From inside the tiny cockpit, I watch as the water gets closer and brace for impact, only to find the lightweight plane smoothly glides onto the water near the gigantic stone house with ease.
We open up the plane’s windows, and I reach down to run my fingers through the water while watching Redmond land his plane nearby, hop out onto the floats and paddle his way over.

A few summers ago Redmond took his plane on a four-week trip to Alaska. He flew around Mount Denali, staying in otherwise unreachable cabins in the remote wilderness.
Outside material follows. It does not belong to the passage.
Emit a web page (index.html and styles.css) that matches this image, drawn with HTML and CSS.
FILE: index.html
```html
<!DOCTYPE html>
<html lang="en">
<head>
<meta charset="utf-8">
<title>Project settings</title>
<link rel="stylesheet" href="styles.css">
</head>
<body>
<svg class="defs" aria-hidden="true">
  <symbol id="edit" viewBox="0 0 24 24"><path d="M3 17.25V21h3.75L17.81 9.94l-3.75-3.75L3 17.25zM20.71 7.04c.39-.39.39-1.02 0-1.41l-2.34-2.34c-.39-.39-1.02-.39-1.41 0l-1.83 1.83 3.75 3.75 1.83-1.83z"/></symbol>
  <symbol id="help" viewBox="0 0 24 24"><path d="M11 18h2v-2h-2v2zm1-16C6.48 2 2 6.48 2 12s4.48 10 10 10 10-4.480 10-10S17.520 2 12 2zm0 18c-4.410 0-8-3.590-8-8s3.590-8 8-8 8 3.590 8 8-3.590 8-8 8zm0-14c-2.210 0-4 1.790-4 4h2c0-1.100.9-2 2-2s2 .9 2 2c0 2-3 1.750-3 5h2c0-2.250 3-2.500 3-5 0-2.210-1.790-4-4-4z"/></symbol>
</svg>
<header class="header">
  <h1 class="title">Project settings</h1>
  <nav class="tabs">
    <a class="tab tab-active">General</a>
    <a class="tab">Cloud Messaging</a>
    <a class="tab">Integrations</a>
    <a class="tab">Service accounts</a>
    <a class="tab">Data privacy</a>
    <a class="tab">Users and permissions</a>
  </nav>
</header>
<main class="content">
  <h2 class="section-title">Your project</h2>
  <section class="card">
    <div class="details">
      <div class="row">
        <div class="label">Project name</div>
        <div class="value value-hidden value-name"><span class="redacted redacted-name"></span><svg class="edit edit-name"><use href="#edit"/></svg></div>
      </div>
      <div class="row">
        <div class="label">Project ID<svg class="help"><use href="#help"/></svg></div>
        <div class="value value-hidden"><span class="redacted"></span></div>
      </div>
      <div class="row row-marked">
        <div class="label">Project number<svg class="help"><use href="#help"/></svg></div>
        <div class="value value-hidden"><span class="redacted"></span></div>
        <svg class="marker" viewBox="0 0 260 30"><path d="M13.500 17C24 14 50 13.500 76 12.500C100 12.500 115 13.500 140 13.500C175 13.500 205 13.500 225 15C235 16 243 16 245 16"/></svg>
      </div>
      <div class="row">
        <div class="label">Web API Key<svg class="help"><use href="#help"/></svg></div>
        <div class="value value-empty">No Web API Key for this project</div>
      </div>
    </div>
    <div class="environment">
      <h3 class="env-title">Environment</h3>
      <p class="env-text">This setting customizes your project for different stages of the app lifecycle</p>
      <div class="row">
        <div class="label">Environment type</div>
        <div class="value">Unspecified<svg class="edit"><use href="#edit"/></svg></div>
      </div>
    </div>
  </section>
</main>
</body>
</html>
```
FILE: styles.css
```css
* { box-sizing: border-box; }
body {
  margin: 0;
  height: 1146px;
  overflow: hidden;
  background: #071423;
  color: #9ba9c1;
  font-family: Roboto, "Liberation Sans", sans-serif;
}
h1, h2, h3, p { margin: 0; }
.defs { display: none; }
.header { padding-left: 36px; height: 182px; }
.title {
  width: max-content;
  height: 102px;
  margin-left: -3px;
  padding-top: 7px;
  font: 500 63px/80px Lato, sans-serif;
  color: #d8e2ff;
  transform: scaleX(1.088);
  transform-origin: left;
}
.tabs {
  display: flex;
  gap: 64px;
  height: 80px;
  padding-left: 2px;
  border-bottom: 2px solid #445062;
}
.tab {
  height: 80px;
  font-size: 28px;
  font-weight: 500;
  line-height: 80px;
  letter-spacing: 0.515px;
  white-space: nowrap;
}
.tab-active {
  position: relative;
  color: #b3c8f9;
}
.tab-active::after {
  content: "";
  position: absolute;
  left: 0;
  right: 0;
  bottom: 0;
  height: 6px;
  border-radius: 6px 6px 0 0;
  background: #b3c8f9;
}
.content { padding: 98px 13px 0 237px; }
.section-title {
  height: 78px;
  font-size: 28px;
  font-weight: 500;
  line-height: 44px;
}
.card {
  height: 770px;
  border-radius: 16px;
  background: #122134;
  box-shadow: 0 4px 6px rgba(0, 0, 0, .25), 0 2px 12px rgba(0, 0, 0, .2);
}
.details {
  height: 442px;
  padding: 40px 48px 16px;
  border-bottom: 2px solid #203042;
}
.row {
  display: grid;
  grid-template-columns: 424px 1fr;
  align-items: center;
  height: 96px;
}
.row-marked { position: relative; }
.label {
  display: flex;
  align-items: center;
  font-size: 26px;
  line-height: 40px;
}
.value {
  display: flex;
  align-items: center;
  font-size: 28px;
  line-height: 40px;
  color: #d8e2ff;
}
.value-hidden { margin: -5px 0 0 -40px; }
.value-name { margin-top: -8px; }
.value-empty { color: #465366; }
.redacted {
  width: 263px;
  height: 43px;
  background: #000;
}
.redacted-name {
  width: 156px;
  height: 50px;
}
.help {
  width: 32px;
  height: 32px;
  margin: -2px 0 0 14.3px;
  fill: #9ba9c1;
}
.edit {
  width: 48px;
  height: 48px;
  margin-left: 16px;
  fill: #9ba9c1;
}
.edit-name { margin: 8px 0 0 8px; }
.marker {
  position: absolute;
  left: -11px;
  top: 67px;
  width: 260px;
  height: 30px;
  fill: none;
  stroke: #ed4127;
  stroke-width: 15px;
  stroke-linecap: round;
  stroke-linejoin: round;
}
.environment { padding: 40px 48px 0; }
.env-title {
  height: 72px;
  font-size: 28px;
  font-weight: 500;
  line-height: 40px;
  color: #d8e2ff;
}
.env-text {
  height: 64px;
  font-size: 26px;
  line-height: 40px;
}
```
Last year he landed on a reservoir in Oregon to watch the total eclipse without the mob of people.
“There’s just something about flying and touching down on water then taking off,” he told me back at the airport. “It set the hook.”
“It’s unfortunate, the number of floatplane pilots are dwindling,” says Lober as we drift in the water, occasionally paddling so we don’t bump wings with Redmond’s plane. “We’re trying to get people interested in it again.”

After a few minutes of floating in silence, save the occasional click from my camera, Lober starts up the plane and we begin to motor across the surface of the lake, gaining speed. Almost imperceptibly, Lober pulls us up off the water and into the sky.
With miles of shimmering blue water below us, I can only hope that this treasured tradition lives on in Lake Tahoe.